* **SHORT TASK**:
Copy all lines holding the word "TypeScript" from the entries.

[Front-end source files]
═══

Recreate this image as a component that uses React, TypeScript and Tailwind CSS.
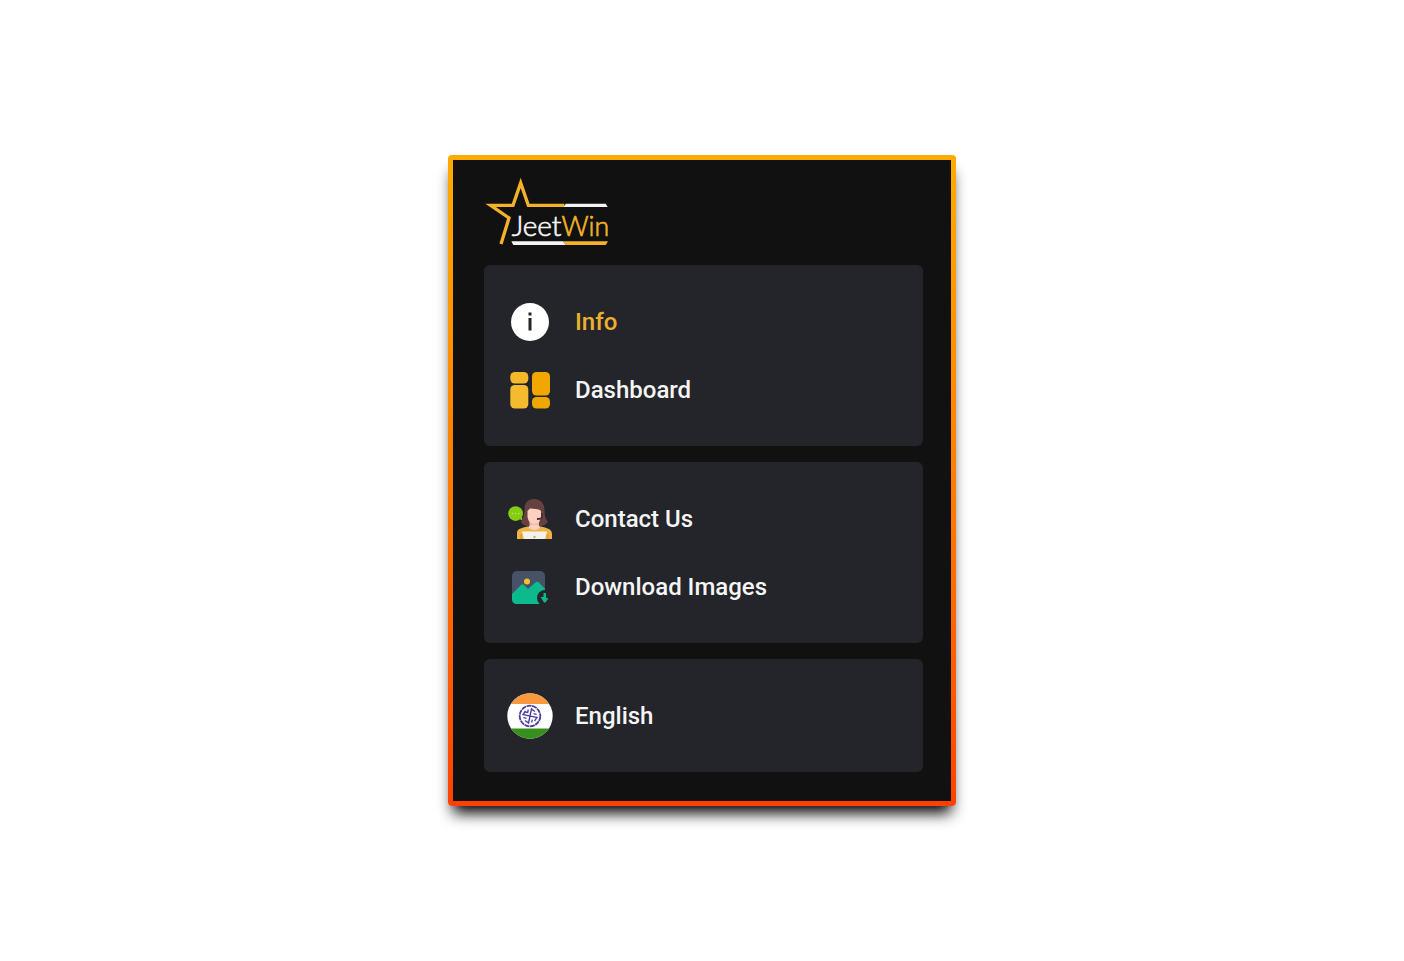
import React from "react";

function Logo() {
  return (
    <svg viewBox="42 36 372 207" className="h-[69px] w-[124px]" role="img" aria-label="JeetWin">
      <path
        d="M283 121H175L152 54L129 121H62L117 159L93 237"
        fill="none"
        stroke="#f3b229"
        strokeWidth="10"
        strokeMiterlimit="10"
      />
      <path d="M287 116H407L413 126H281Z" fill="#f4f4f4" />
      <path d="M124 229H279L288 240H130Z" fill="#f4f4f4" />
      <path d="M279 229H414L407 240H288Z" fill="#f3b229" />
      <text
        x="125"
        y="214"
        fontSize="84"
        strokeWidth="2"
        className="font-['Lato',sans-serif] font-light"
        fill="#f4f4f4"
        stroke="#f4f4f4"
      >
        Jeet
        <tspan fontSize="80" fill="#f3b229" stroke="#f3b229">Win</tspan>
      </text>
    </svg>
  );
}

function InfoIcon() {
  return (
    <svg viewBox="0 0 46 46" className="h-[46px] w-[46px]" aria-hidden="true">
      <circle cx="23" cy="23" r="19" fill="#fff" />
      <rect x="21.5" y="13.5" width="3" height="3" fill="#24252b" />
      <rect x="21.5" y="19" width="3" height="12.5" fill="#24252b" />
    </svg>
  );
}

function DashboardIcon() {
  return (
    <svg viewBox="0 0 46 46" className="h-[46px] w-[46px]" aria-hidden="true">
      <rect x="3.3" y="5" width="18" height="11.5" rx="4.5" fill="#f4b92b" />
      <rect x="3.3" y="18" width="18" height="23.5" rx="4.5" fill="#f4bb2e" />
      <rect x="25" y="5" width="18" height="23.5" rx="4.5" fill="#f0a800" />
      <rect x="25" y="30" width="18" height="11.5" rx="4.5" fill="#f0a800" />
    </svg>
  );
}

function ContactIcon() {
  return (
    <svg viewBox="0 0 46 46" className="h-[46px] w-[46px]" aria-hidden="true">
      <circle cx="8.6" cy="17.6" r="7.4" fill="#84cc16" />
      <path d="M11 22L16 25L14 19Z" fill="#84cc16" />
      <circle cx="5.5" cy="17.6" r="0.8" fill="#b9ea62" />
      <circle cx="8.6" cy="17.6" r="0.8" fill="#b9ea62" />
      <circle cx="11.7" cy="17.6" r="0.8" fill="#b9ea62" />
      <path
        d="M27 3C19.5 3 17.5 8 17.5 14C17.5 19 16 22 14 26C16 30 22 31 27 31S38 30 41 26C38 22 37.5 19 37.5 14C37.5 8 34.5 3 27 3Z"
        fill="#67413f"
      />
      <path d="M22.5 23H32V33L27 36L22.5 33Z" fill="#f2b6a6" />
      <path d="M20.5 15C22 14 22 12 24 12.5C27 13.5 31 12 34 15V20C34 25 31 28 27.5 28S20.5 25 20.5 20Z" fill="#fbd0c0" />
      <path d="M35 17V21C35 22.5 33 23 30 23" fill="none" stroke="#4b2c34" strokeWidth="1.8" />
      <path d="M10 43V37C10 33 14 32 21 30.5C24 34 31 34 33.5 30.5C40 32 45 33 45 38V43Z" fill="#efb544" />
      <path d="M21 31C24 35 31 35 33.5 31L31 29H24Z" fill="#fbd0c0" />
      <path d="M15 35.5H40L38 43H17Z" fill="#f5f1eb" />
      <path d="M14 38V43M41 38V43" stroke="#d99b3b" strokeWidth="1.2" />
      <circle cx="27.5" cy="41" r="1.2" fill="#b9aaa5" />
    </svg>
  );
}

function ImagesIcon() {
  return (
    <svg viewBox="0 0 46 46" className="h-[46px] w-[46px]" aria-hidden="true">
      <rect x="5" y="7" width="33" height="33" rx="5" fill="#475267" />
      <path d="M5 30L14 21C15 20 16 20 17 21L21 25L29 18C30 17.5 31 17.5 32 18.5L38 25V35C38 38 36 40 33 40H10C7 40 5 38 5 35Z" fill="#0cba8d" />
      <circle cx="20" cy="17.5" r="3" fill="#fbbf24" />
      <circle cx="38" cy="34" r="8" fill="#24252b" />
      <path d="M36.5 29V33H33.5L37 38.5H38.5L41.5 34H39V29Z" fill="#0cba8d" />
    </svg>
  );
}

function FlagIcon() {
  return (
    <svg viewBox="0 0 46 46" className="h-[46px] w-[46px]" aria-hidden="true">
      <clipPath id="flag-round">
        <circle cx="23" cy="23" r="22.7" />
      </clipPath>
      <g clipPath="url(#flag-round)">
        <rect width="46" height="46" fill="#fff" />
        <rect width="46" height="11" fill="#f8983f" />
        <rect y="35.5" width="46" height="10.5" fill="#36901b" />
      </g>
      <g fill="none" stroke="#4a3aa0">
        <circle cx="23" cy="23" r="10.3" strokeWidth="1.8" strokeDasharray="5 0.6" />
        <g transform="rotate(12 23 23)">
          <path d="M23 15V31M15 23H31" strokeWidth="1.4" />
          <path d="M23 16L27 17.5M30 23L28.5 27M23 30L19 28.500M16 23L17.5 19M20 17V20H17M29 20H26M26 29V26M17 26H20" strokeWidth="1.3" />
        </g>
      </g>
    </svg>
  );
}

const groups = [
  [
    { label: "Info", icon: <InfoIcon />, active: true },
    { label: "Dashboard", icon: <DashboardIcon /> },
  ],
  [
    { label: "Contact Us", icon: <ContactIcon /> },
    { label: "Download Images", icon: <ImagesIcon /> },
  ],
  [{ label: "English", icon: <FlagIcon /> }],
];

export default function App() {
  return (
    <main className="flex min-h-screen items-center justify-center bg-white font-['Roboto',sans-serif]">
      <div className="w-full max-w-[508px] rounded bg-linear-to-b from-[#ffab00] to-[#ff4000] p-[5px] shadow-[0_12px_14px_-5px_#000]">
        <div className="bg-[#111111] pt-[17px] pr-7 pb-[29px] pl-[31px]">
          <a href="#" className="mb-[19px] inline-block align-top">
            <Logo />
          </a>
          <nav className="flex flex-col gap-4">
            {groups.map((items, i) => (
              <ul key={i} className="rounded-md bg-[#24252b] px-[23px] pt-[23px] pb-[22px]">
                {items.map((item) => (
                  <li key={item.label}>
                    <a
                      href="#"
                      className={
                        item.active
                          ? "flex h-[68px] items-center gap-[22px] text-2xl font-medium text-[#eeb02c]"
                          : "flex h-[68px] items-center gap-[22px] text-2xl font-medium text-[#f5f5f5]"
                      }
                    >
                      {item.icon}
                      {item.label}
                    </a>
                  </li>
                ))}
              </ul>
            ))}
          </nav>
        </div>
      </div>
    </main>
  );
}
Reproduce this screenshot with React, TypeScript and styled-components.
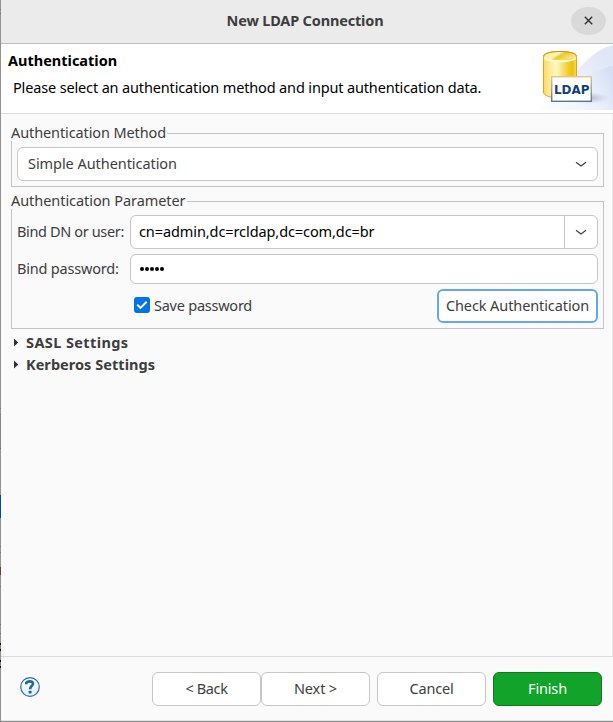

═══

* **SOLUTION**:
Recreate this image as a component that uses React, TypeScript and Tailwind CSS.
Reproduce this screenshot with React, TypeScript and styled-components.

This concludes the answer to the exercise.